Second, European firms must reassess their China exposure holistically. Whilst some German automotive manufacturers have announced substantial new investments in China, this strategy appears increasingly precarious as Chinese domestic brands gain market share and Beijing’s industrial policy explicitly targets import substitution. Diversification of manufacturing footprints and supply chains away from excessive Chinese concentration has evolved from prudent risk management to existential necessity.

Third, European businesses should anticipate continued policy volatility. As trade tensions escalate, regulatory frameworks governing technology transfer, foreign investment screening, and export controls will likely tighten. Companies maintaining significant Chinese operations must develop contingency plans for various scenarios, including potential supply chain disruptions or market access restrictions.

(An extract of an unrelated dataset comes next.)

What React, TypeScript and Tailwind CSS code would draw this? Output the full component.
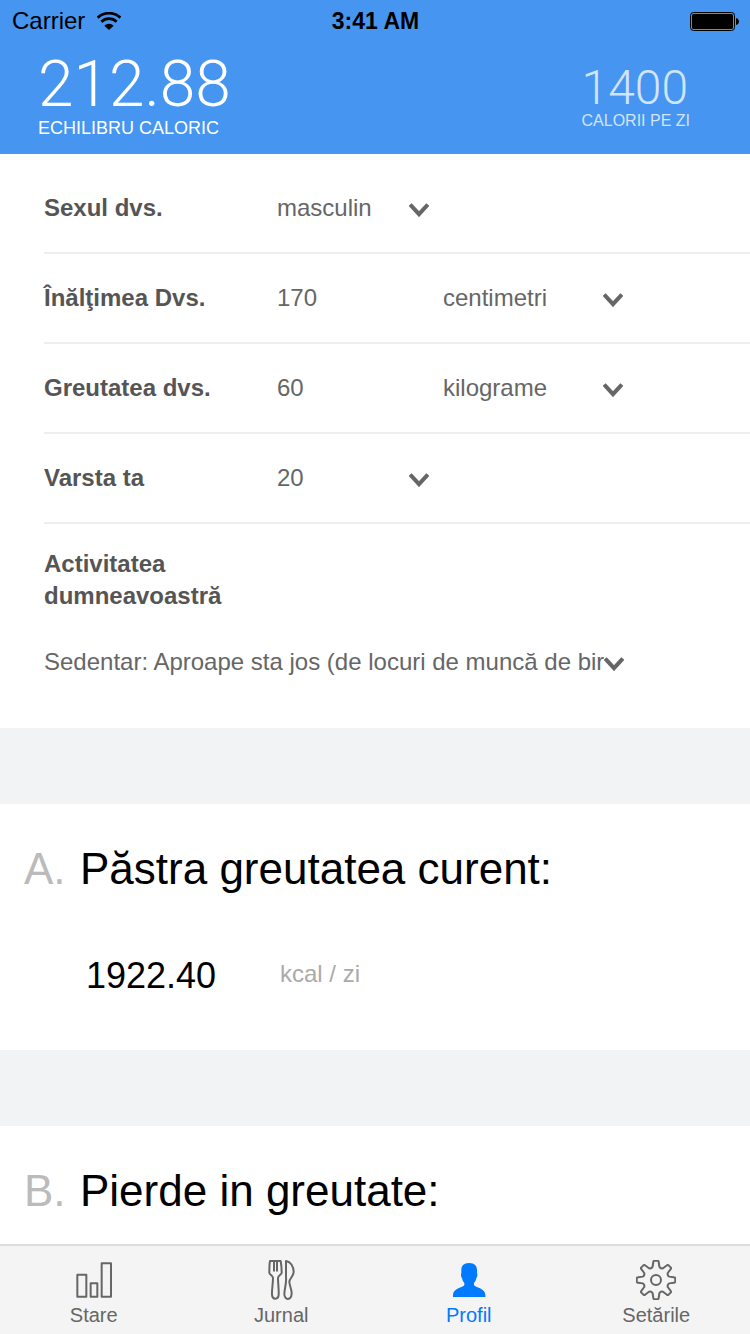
import type { ReactNode } from "react";

function WifiIcon() {
  return (
    <svg viewBox="0 0 72 54" className="h-[18px] w-6" fill="none" aria-hidden="true">
      <path d="M2 17C21 -1 51 -1 70 17" stroke="black" strokeWidth="8.5" />
      <path d="M13 29C26 17 46 17 59 29" stroke="black" strokeWidth="8.5" />
      <path d="M22 41C30 33 42 33 50 41L36 54Z" fill="black" />
    </svg>
  );
}

function BatteryIcon() {
  return (
    <svg viewBox="0 0 49 19" className="h-[19px] w-[49px]" fill="none" aria-hidden="true">
      <rect x="0.5" y="0.5" width="44" height="18" rx="3" stroke="black" />
      <rect x="2" y="2" width="41" height="15" rx="1.5" fill="black" />
      <path d="M46 6C50 7 50 12 46 13Z" fill="black" />
    </svg>
  );
}

function Chevron() {
  return (
    <svg
      viewBox="0 0 20 14"
      className="pointer-events-none absolute top-[11px] right-0 h-[14px] w-5"
      fill="none"
      aria-hidden="true"
    >
      <path d="M1.2 1.5L10 11.2L18.8 1.5" stroke="#666" strokeWidth="4" />
    </svg>
  );
}

function ChartIcon() {
  return (
    <svg viewBox="0 0 120 120" className="size-10" fill="none" stroke="currentColor" strokeWidth="6" strokeLinejoin="round" aria-hidden="true">
      <rect x="10" y="44" width="27" height="66" />
      <rect x="50" y="70" width="20" height="40" />
      <rect x="83" y="10" width="28" height="100" />
    </svg>
  );
}

function CutleryIcon() {
  return (
    <svg viewBox="0 0 120 120" className="size-10" fill="none" stroke="currentColor" strokeWidth="6" strokeLinejoin="round" strokeLinecap="round" aria-hidden="true">
      <path d="M27 3H59C61 14 62 24 62 38C62 44 51 47 51 54C51 72 54 90 53 104C52 120 34 120 33 104C32 90 36 72 36 54C36 47 25 44 25 38C25 24 25 14 27 3Z" />
      <path d="M39 4V32M48 4V32" />
      <path d="M75 3C88 5 98 18 98 36C98 49 84 57 85 66C86 78 92 88 92 100C91 122 70 122 70 102C71 82 77 68 75 52Z" />
    </svg>
  );
}

function PersonIcon() {
  return (
    <svg viewBox="0 0 120 120" className="size-10" fill="currentColor" aria-hidden="true">
      <path d="M60 9C77 9 84 18 84 30V39C86 44 85 51 82 54C81 61 78 66 75 69V75C79 83 108 84 109 104V111H12V104C13 84 42 83 46 75V69C43 66 40 61 39 54C36 51 35 44 37 39V30C37 18 44 9 60 9Z" />
    </svg>
  );
}

function polar(radius: number, angle: number) {
  return `${(60 + radius * Math.cos(angle)).toFixed(2)} ${(60 + radius * Math.sin(angle)).toFixed(2)}`;
}

function gearOutline(teeth: number) {
  const step = (Math.PI * 2) / teeth;
  let d = `M${polar(41, -0.25)}`;
  for (let i = 0; i < teeth; i++) {
    const a = i * step;
    d += `L${polar(54, a - 0.15)}Q${polar(58, a - 0.14)} ${polar(58, a - 0.09)}`;
    d += `L${polar(58, a + 0.09)}Q${polar(58, a + 0.14)} ${polar(54, a + 0.15)}`;
    d += `L${polar(41, a + 0.25)}Q${polar(36, a + step / 2)} ${polar(41, a + step - 0.25)}`;
  }
  return d + "Z";
}

function GearIcon() {
  return (
    <svg viewBox="0 0 120 120" className="size-10" fill="none" stroke="currentColor" strokeWidth="6" strokeLinejoin="round" aria-hidden="true">
      <path d={gearOutline(8)} />
      <circle cx="60" cy="60" r="15" />
    </svg>
  );
}

function Select({ id, label, width, options }: { id: string; label?: string; width: string; options: string[] }) {
  return (
    <div className={`relative ${width}`}>
      <select id={id} aria-label={label} className="block h-8 w-full appearance-none overflow-hidden pr-5 text-2xl leading-8 text-[#666]">
        {options.map((option) => (
          <option key={option}>{option}</option>
        ))}
      </select>
      <Chevron />
    </div>
  );
}

function Row({ id, label, children }: { id: string; label: string; children: ReactNode }) {
  return (
    <div className="ml-11 flex h-[90px] items-center border-b-2 border-[#eee]">
      <label htmlFor={id} className="w-[233px] shrink-0 text-2xl font-bold text-[#555]">
        {label}
      </label>
      {children}
    </div>
  );
}

function NumberField({ id, value }: { id: string; value: string }) {
  return <input id={id} type="text" inputMode="numeric" defaultValue={value} className="h-8 w-[166px] text-2xl text-[#666]" />;
}

function PlanHeading({ letter, children }: { letter: string; children: ReactNode }) {
  return (
    <h2 className="flex text-[44px] leading-[52px] text-black">
      <span className="w-14 shrink-0 text-[#bbb]">{letter}</span>
      <span>{children}</span>
    </h2>
  );
}

function Tab({ label, active, children }: { label: string; active?: boolean; children: ReactNode }) {
  return (
    <a
      href="#"
      aria-current={active ? "page" : undefined}
      className={`flex flex-1 flex-col items-center pt-[14px] pb-1 text-xl leading-[30px] ${active ? "text-[#007aff]" : "text-[#666]"}`}
    >
      {children}
      <span>{label}</span>
    </a>
  );
}

export default function App() {
  return (
    <div className="flex min-h-screen flex-col bg-white font-['Liberation_Sans',Arial,sans-serif]">
      <header className="bg-[#4595f1]">
        <div className="grid h-[42px] grid-cols-3 items-center pr-[11px] pl-3 text-2xl text-black">
          <div className="flex items-center gap-3">
            <span>Carrier</span>
            <WifiIcon />
          </div>
          <span className="text-center text-[23px] font-bold">3:41 AM</span>
          <div className="flex justify-end">
            <BatteryIcon />
          </div>
        </div>
        <div className="flex items-end justify-between pt-[11px] pr-[60px] pb-[15px] pl-[38px] text-white">
          <div>
            <p className="font-[Roboto,sans-serif] text-[64px] leading-[64px] font-light">212.88</p>
            <p className="text-lg leading-[22px]">ECHILIBRU CALORIC</p>
          </div>
          <div className="pb-[9px] opacity-75">
            <p className="font-[Roboto,sans-serif] text-5xl leading-[48px] font-light">1400</p>
            <p className="text-base leading-[18px]">CALORII PE ZI</p>
          </div>
        </div>
      </header>

      <main className="flex-1">
        <form className="pt-[10px]">
          <Row id="sex" label="Sexul dvs.">
            <Select id="sex" width="w-[152px]" options={["masculin", "feminin"]} />
          </Row>
          <Row id="height" label="Înălţimea Dvs.">
            <NumberField id="height" value="170" />
            <Select id="height-unit" label="Unitate înălţime" width="w-[180px]" options={["centimetri"]} />
          </Row>
          <Row id="weight" label="Greutatea dvs.">
            <NumberField id="weight" value="60" />
            <Select id="weight-unit" label="Unitate greutate" width="w-[180px]" options={["kilograme"]} />
          </Row>
          <Row id="age" label="Varsta ta">
            <Select id="age" width="w-[152px]" options={["20", "21", "22"]} />
          </Row>
          <div className="ml-11 flex flex-col gap-[34px] pt-6 pb-[50px]">
            <label htmlFor="activity" className="w-[233px] text-2xl leading-8 font-bold text-[#555]">
              Activitatea dumneavoastră
            </label>
            <Select
              id="activity"
              width="w-[580px]"
              options={["Sedentar: Aproape sta jos (de locuri de muncă de birou)"]}
            />
          </div>
        </form>

        <section className="border-t-[76px] border-[#f2f3f5] px-6 pt-[39px] pb-[45px]">
          <PlanHeading letter="A.">Păstra greutatea curent:</PlanHeading>
          <div className="mt-[52px] flex items-start pl-[62px]">
            <span className="w-[194px] text-4xl leading-[58px] text-black">1922.40</span>
            <span className="text-2xl leading-[54px] text-[#aaa]">kcal / zi</span>
          </div>
        </section>

        <section className="border-t-[76px] border-[#f2f3f5] px-6 pt-[39px] pb-[27px]">
          <PlanHeading letter="B.">Pierde in greutate:</PlanHeading>
        </section>
      </main>

      <nav className="sticky bottom-0 flex border-t-2 border-[#ddd] bg-[#f4f4f4]">
        <Tab label="Stare">
          <ChartIcon />
        </Tab>
        <Tab label="Jurnal">
          <CutleryIcon />
        </Tab>
        <Tab label="Profil" active>
          <PersonIcon />
        </Tab>
        <Tab label="Setările">
          <GearIcon />
        </Tab>
      </nav>
    </div>
  );
}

Finally, European industry must engage constructively in policy debates about industrial strategy and competitiveness. The scale of China’s manufacturing surplus—now representing 10 percent of its GDP—suggests this is not a temporary aberration but rather a structural feature of the global economy for the foreseeable future. European responses, whether through green industrial policy, research and development incentives, or selective trade defence measures, will fundamentally shape the competitive landscape in which businesses operate.

China’s historic trade milestone represents more than a statistical curiosity. It reflects a profound reordering of global manufacturing capacity and competitive advantage, with implications that will reverberate through European boardrooms and policy circles for years to come. The question facing European business leaders is not whether to respond, but how swiftly and decisively they can adapt to this new reality.